Search code examples
logstashlogstash-grok

logstash - remove all non digit characters from field


I have log files that I am passing into logstash to be modified before pushing to elasticsearch.

One of the fields that I have sometimes appears as a series of digits

foobar = 42

Sometimes it is prefixed with letters

foobar = ws-42

I want to make sure the field is always an integer, and if any non-digits are present, that they are removed.

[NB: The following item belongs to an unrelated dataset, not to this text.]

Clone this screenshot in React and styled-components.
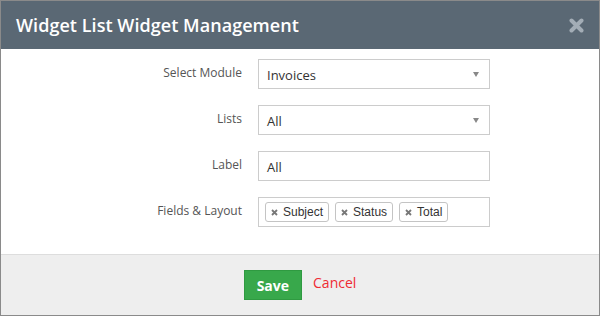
import React from "react";
import styled, { createGlobalStyle } from "styled-components";

const GlobalStyle = createGlobalStyle`
   html, body {
      margin: 0;
      padding: 0;
      background: #ffffff;
   }
   * {
      box-sizing: border-box;
   }
`;

const Dialog = styled.div`
   width: 600px;
   height: 316px;
   border: 1px solid #8a8a8a;
   background: #ffffff;
   display: flex;
   flex-direction: column;
   font-family: "Open Sans", "Liberation Sans", sans-serif;
`;

const Header = styled.div`
   height: 48px;
   background-color: #5a6874;
   display: flex;
   align-items: center;
   justify-content: space-between;
   padding: 0 15px 0 15px;
`;

const Title = styled.h2`
   margin: 0;
   color: #ffffff;
   font-size: 18px;
   font-weight: 600;
   letter-spacing: 0.05px;
`;

const Close = styled.button`
   background: transparent;
   border: none;
   padding: 0;
   width: 16px;
   height: 16px;
   display: flex;
   align-items: center;
   justify-content: center;
   cursor: pointer;
`;

const Body = styled.div`
   flex: 1;
   padding-top: 10px;
   display: grid;
   grid-template-columns: 241px 232px;
   grid-auto-rows: 30px;
   column-gap: 16px;
   row-gap: 16px;
   align-content: start;
`;

const Label = styled.label`
   text-align: right;
   font-size: 12px;
   color: #555555;
   padding-top: 5px;
`;

const Field = styled.div`
   height: 30px;
   border: 1px solid #cccccc;
   background: #ffffff;
   display: flex;
   align-items: center;
   padding: ${(p) => (p.$tags ? "0 6px" : "0 8px")};
   gap: 6px;
   font-size: 13px;
   color: #333333;
`;

const Value = styled.span`
   flex: 1;
   padding-top: 1px;
`;

const Caret = styled.span`
   width: 0;
   height: 0;
   border-left: 3.5px solid transparent;
   border-right: 3.5px solid transparent;
   border-top: 5px solid #888888;
   margin-right: 2px;
`;

const Tag = styled.span`
   height: 20px;
   display: flex;
   align-items: center;
   gap: 5px;
   padding: 0 5px 0 5px;
   border: 1px solid #c4c4c4;
   border-radius: 3px;
   background: #ffffff;
   font-family: "Liberation Sans", Arial, sans-serif;
   font-size: 12px;
   color: #333333;
`;

const Footer = styled.div`
   height: 61px;
   border-top: 1px solid #dddddd;
   background: #eeeeee;
   display: flex;
   justify-content: center;
   align-items: flex-start;
   padding-top: 15px;
   gap: 11px;
`;

const SaveButton = styled.button`
   height: 30px;
   padding: 0 12px;
   background: #38a84b;
   border: 1px solid #2f9a41;
   color: #ffffff;
   font-family: "Open Sans", "Liberation Sans", sans-serif;
   font-weight: 700;
   font-size: 14px;
   cursor: pointer;
`;

const CancelLink = styled.a`
   color: #ee2a33;
   font-size: 14px;
   line-height: 26px;
   text-decoration: none;
   cursor: pointer;
`;

const CloseIcon = () => (
   <svg width="15" height="15" viewBox="0 0 15 15">
      <path
         d="M2.5 2.5 L12.5 12.5 M12.5 2.5 L2.5 12.5"
         stroke="#a3adb6"
         strokeWidth="4"
         strokeLinecap="round"
      />
   </svg>
);

const TagX = () => (
   <svg width="7" height="7" viewBox="0 0 7 7">
      <path d="M1 1 L6 6 M6 1 L1 6" stroke="#777777" strokeWidth="1.8" />
   </svg>
);

const tags = ["Subject", "Status", "Total"];

const App = () => {
   return (
      <>
         <GlobalStyle />
         <Dialog>
            <Header>
               <Title>Widget List Widget Management</Title>
               <Close aria-label="Close">
                  <CloseIcon />
               </Close>
            </Header>
            <Body>
               <Label>Select Module</Label>
               <Field>
                  <Value>Invoices</Value>
                  <Caret />
               </Field>

               <Label>Lists</Label>
               <Field>
                  <Value>All</Value>
                  <Caret />
               </Field>

               <Label>Label</Label>
               <Field>
                  <Value>All</Value>
               </Field>

               <Label>Fields &amp; Layout</Label>
               <Field $tags>
                  {tags.map((t) => (
                     <Tag key={t}>
                        <TagX />
                        {t}
                     </Tag>
                  ))}
               </Field>
            </Body>
            <Footer>
               <SaveButton>Save</SaveButton>
               <CancelLink>Cancel</CancelLink>
            </Footer>
         </Dialog>
      </>
   );
};

export default App;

Here is part of the logstash config which makes sure the field is an integer

filter {
  mutate {
    convert => [ "foobar", "integer"]
  }
}

How can I strip out the characters if present?

Update

By using the mutate filter I can either strip out non numerical values, or I can convert to integers. However if I try and do both, it returns 0.

Example

input {
  stdin {}
}

filter {
  kv { }
  mutate {
    gsub => [ "foobar", "\D", "" ]
    convert => [ "foobar", "integer" ]
  }
}

Here is the output. Notice that if '42' is provided, then foobar returns an integer of 42, however if you provide 'sw-42' foobar returns 0

foobar="42"
{
       "message" => "foobar=\"42\"",
      "@version" => "1",
    "@timestamp" => "2015-03-31T22:32:11.718Z",
          "host" => "swat-logstash02",
        "foobar" => 42
}
foobar="sw-42"
{
       "message" => "foobar=\"sw-42\"",
      "@version" => "1",
    "@timestamp" => "2015-03-31T22:32:23.822Z",
          "host" => "swat-logstash02",
        "foobar" => 0
}

Solution

  • It's a scoping issue.

    If you do just the gsub (without the convert), it shows that the regexp is working:

    {
           "message" => "foobar=\"sw-42\"",
          "@version" => "1",
        "@timestamp" => "2015-03-31T22:42:40.097Z",
              "host" => "0.0.0.0",
            "foobar" => "42"
    }
    

    so you should run it as two stanzas:

    filter {
      kv { }
      mutate {
        gsub => [ "foobar", "\D", "" ]
      }
      mutate {
        convert => [ "foobar", "integer" ]
      }
    }